International court awards reparation for war crimes for the first time

International Criminal Court orders payments to victims of convicted Congolese warlord and projects to help them restore their lives.

Germain Katanga, a Congolese warlord convicted of war crimes and crimes against humanity by the International Criminal Court in the Hague on May 23, 2014. AFP / ANP
Powered by automated translation

The Hague, Netherlands // The International Criminal Court on Friday awarded reparations to victims of war crimes for the first time since it was founded 15 years ago.

The tribunal ordered that a “symbolic” amount of $250 (Dh918) be paid to nearly 300 people who lost relatives, property or livestock or suffered psychological harm in a deadly attack on a Congolese village in 2003.

Judges also awarded collective reparations in the form of projects covering “housing, support for income-generating activities, education and psychological support” for victims.

The court found that the Congolese warlord Germain Katanga was liable for $1 million of the total material, psychological and physical damage caused, which it estimated at $3.7m.

Katanga was sentenced by the ICC to 12 years in jail in 2014, after being convicted on five charges of war crimes and crimes against humanity for the February 2003 ethnic attack on Bogoro village in Ituri province of the Democratic Republic of Congo (DRC).

He was accused of supplying weapons to his militia in the attack in which some 200 people were shot and hacked to death with machetes.

“The chamber has assessed the scope of the prejudice to 297 victims as $3,752,620. The chamber sets the amount to be contributed by Mr Katanga towards the reparations as $1 million,” said presiding judge Marc Perrin de Brichambaut.

He recognised however that Katanga, who watched Friday’s proceedings from jail in Kinshasa where he is on trial on other charges, was penniless and had no home or possessions.

The “symbolic amount of $250 to each victim of Mr Katanga ... does not make up for the totality of the crime,” Mr Perrin de Brichambaut acknowledged.

However it “can grant some measure of autonomy to the victims by making it possible for them to engage in some kind of activity ... and make relevant decisions pertaining to their current needs,” he said.

The court asked the Trust Fund for Victims, an independent body set up under the tribunal’s founding guidelines to support those affected by war crimes, to consider using its resources to pay for the reparations and to come up with a plan for the court by late June.

Court officials said the fund could release up to $1m for reparations in the case.

Friday’s order is a landmark step for the tribunal, set up in 2002 to prosecute the world’s worst crimes, marking the first time that monetary values have been placed on the harm caused by such crimes.

The court decided that the cost of each house in Bogoro razed in the attack was $600, while the value of each lost harvest that year was set at $150.

Victims who suffered psychological harm after the death of a loved one were entitled to $8,000 for a close family member, or $4,000 for a more distant relative.

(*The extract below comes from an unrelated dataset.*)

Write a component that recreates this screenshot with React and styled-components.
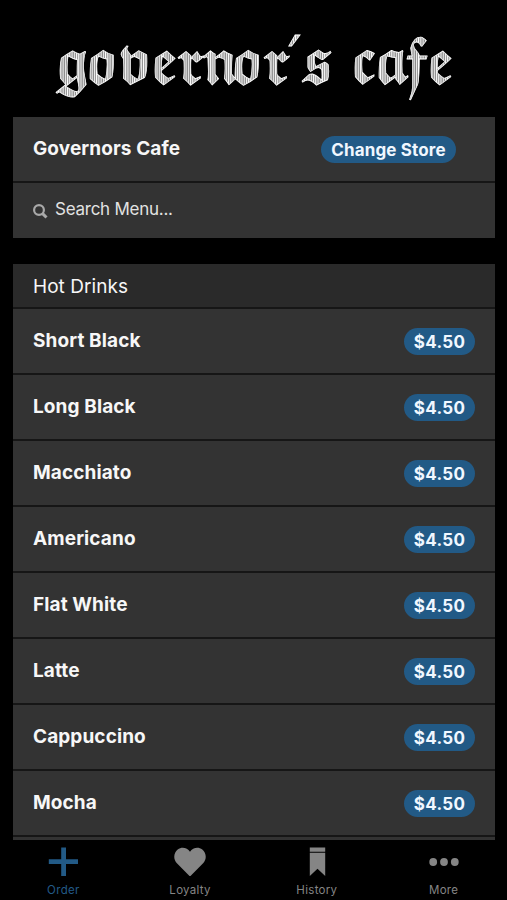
import React from "react";
import styled, { createGlobalStyle } from "styled-components";

const GlobalStyle = createGlobalStyle`
  * {
    box-sizing: border-box;
  }
  body {
    margin: 0;
    background: #000;
    font-family: Inter, "Liberation Sans", sans-serif;
  }
`;

const Screen = styled.div`
  display: flex;
  flex-direction: column;
  width: 507px;
  height: 900px;
  overflow: hidden;
  color: #f7f7f7;
  background: #000;
`;

const Header = styled.header`
  flex: none;
  height: 117px;
  & svg {
    display: block;
  }
`;

const Content = styled.main`
  flex: 1;
  min-height: 0;
  overflow: hidden;
  padding: 0 12px 0 13px;
`;

const Panel = styled.section`
  display: flex;
  flex-direction: column;
  gap: 2px;
  background: #161616;
  margin-bottom: 26px;
`;

const Row = styled.div`
  display: flex;
  flex: none;
  align-items: center;
  justify-content: space-between;
  height: ${(props) => props.$height || 64}px;
  padding: 0 ${(props) => props.$right || 20}px 0 20px;
  background: #333;
`;

const SectionTitle = styled.div`
  height: 43px;
  padding-left: 20px;
  font-size: 19px;
  line-height: 45px;
  letter-spacing: 0.05px;
  background: #2a2a2a;
`;

const Name = styled.div`
  font-size: 19px;
  font-weight: 700;
  line-height: 24px;
  letter-spacing: 0.1px;
`;

const Pill = styled.div`
  width: ${(props) => props.$width || 71}px;
  height: 27px;
  margin-top: 1px;
  border-radius: 14px;
  font-size: 17px;
  font-weight: 700;
  line-height: 28px;
  letter-spacing: ${(props) => props.$spacing || 0}px;
  text-align: center;
  color: #f0f7ff;
  background: #225a86;
`;

const Search = styled.div`
  display: flex;
  align-items: center;
  gap: 7px;
  padding-bottom: 3px;
  font-size: 17px;
  letter-spacing: -0.25px;
  color: #e2e2e2;
  & svg {
    margin-top: 4px;
  }
`;

const TabBar = styled.nav`
  display: grid;
  grid-template-columns: repeat(4, 1fr);
  flex: none;
  height: 60px;
  background: #000;
`;

const Tab = styled.div`
  display: flex;
  flex-direction: column;
  align-items: center;
  padding-top: 6px;
  font-size: 11.5px;
  line-height: 15px;
  letter-spacing: 0.3px;
  color: ${(props) => (props.$active ? "#225a86" : "#858585")};
  & svg {
    margin-bottom: 7px;
  }
`;

const drinks = [
  "Short Black",
  "Long Black",
  "Macchiato",
  "Americano",
  "Flat White",
  "Latte",
  "Cappuccino",
  "Mocha",
];

// the blackletter face is wide, so every letter is condensed on its own origin
const letters = [
  ["𝖌", 52],
  ["𝖔", 86],
  ["𝖛", 117],
  ["𝖊", 151],
  ["𝖗", 174],
  ["𝖓", 199],
  ["𝖔", 231],
  ["𝖗", 260],
  ["´", 279],
  ["𝖘", 298],
  [" ", 330],
  ["𝖈", 351],
  ["𝖆", 375],
  ["𝖋", 403],
  ["𝖊", 427],
];
const condense = 0.86;

const Logo = () => (
  <svg width="507" height="117" role="img" aria-label="governor's cafe">
    <defs>
      <pattern id="hatch" width="2.6" height="2" patternUnits="userSpaceOnUse">
        <rect width="2.6" height="2" fill="#888" />
        <rect width="1.2" height="2" fill="#fff" />
      </pattern>
    </defs>
    <text
      x={letters.map(([, x]) => x / condense).join(" ")}
      y="83.5"
      transform={`scale(${condense} 1)`}
      fontFamily='"DejaVu Math TeX Gyre", "DejaVu Serif", serif'
      fontSize="59"
      fill="url(#hatch)"
      stroke="#fff"
      strokeWidth="0.8"
    >
      {letters.map(([char]) => char).join("")}
    </text>
  </svg>
);

const SearchIcon = () => (
  <svg width="15" height="15" viewBox="0 0 15 15" fill="none" stroke="#a9a9a9">
    <circle cx="6" cy="6" r="4.9" strokeWidth="2.2" />
    <path d="M9.6 9.6L13.5 13.5" strokeWidth="3" />
  </svg>
);

const PlusIcon = () => (
  <svg width="30" height="30" viewBox="0 0 30 30" fill="currentColor">
    <path d="M13.2 1.5H18v11.8h12v4.8H18v12h-4.8v-12H.8v-4.8h12.4z" />
  </svg>
);

const HeartIcon = () => (
  <svg width="32" height="30" viewBox="0 0 32 30" fill="currentColor">
    <path d="M16 30.500L2.900 17.200C-1.200 12.800-.2 6.600 3.700 3.500c4-3.200 9.500-2 12.300 2.300C18.800 1.500 24.300.3 28.300 3.500c3.900 3.100 4.900 9.300.8 13.700z" />
  </svg>
);

const HistoryIcon = () => (
  <svg width="30" height="30" viewBox="0 0 30 30" fill="currentColor">
    <path d="M7.800 1.500h15.400v4.300H7.800zM7.800 6.800h15.400V30l-7.700-7.200L7.800 30z" />
  </svg>
);

const MoreIcon = () => (
  <svg width="30" height="30" viewBox="0 0 30 30" fill="currentColor">
    <circle cx="4.2" cy="16" r="3.9" />
    <circle cx="15" cy="16" r="3.9" />
    <circle cx="25.8" cy="16" r="3.9" />
  </svg>
);

const tabs = [
  { label: "Order", icon: PlusIcon },
  { label: "Loyalty", icon: HeartIcon },
  { label: "History", icon: HistoryIcon },
  { label: "More", icon: MoreIcon },
];

const App = () => {
  return (
    <>
      <GlobalStyle />
      <Screen>
        <Header>
          <Logo />
        </Header>
        <Content>
          <Panel>
            <Row $right={39}>
              <Name>Governors Cafe</Name>
              <Pill $width={135} $spacing={0.15}>
                Change Store
              </Pill>
            </Row>
            <Row $height={55}>
              <Search>
                <SearchIcon />
                <div>Search Menu...</div>
              </Search>
            </Row>
          </Panel>
          <Panel>
            <SectionTitle>Hot Drinks</SectionTitle>
            {drinks.map((name) => (
              <Row key={name}>
                <Name>{name}</Name>
                <Pill $spacing={0.3}>$4.50</Pill>
              </Row>
            ))}
            <Row />
          </Panel>
        </Content>
        <TabBar>
          {tabs.map(({ label, icon: Icon }, i) => (
            <Tab key={label} $active={i === 0}>
              <Icon />
              <div>{label}</div>
            </Tab>
          ))}
        </TabBar>
      </Screen>
    </>
  );
};

export default App;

Legal representatives for the victims had assessed the damage at $16.4m in a filing to the court last year. They had calculated that 228 homes were destroyed in the village, that the school was lost and that hundreds of cattle and livestock had fled or been killed.

Five victims representing the group followed the hearing from the village of Bunia with their lawyers.

The Trust Fund for Victims has $5m available, of which $1m has been set aside for the case of Thomas Lubanga, another Congolese warlord who was sentenced in 2012 to 14 years for conscripting child soldiers in the DRC.

In October, judges approved “symbolic reparations” to create a “living memorial” to remember and raise awareness about child soldiers. But a final decision on collective reparations for Lubanga’s victims is still awaited.

The Ituri region where the Bogoro massacre occurred has been riven by violence since 1999, when clashes broke out that killed at least 60,000 people, according to rights groups.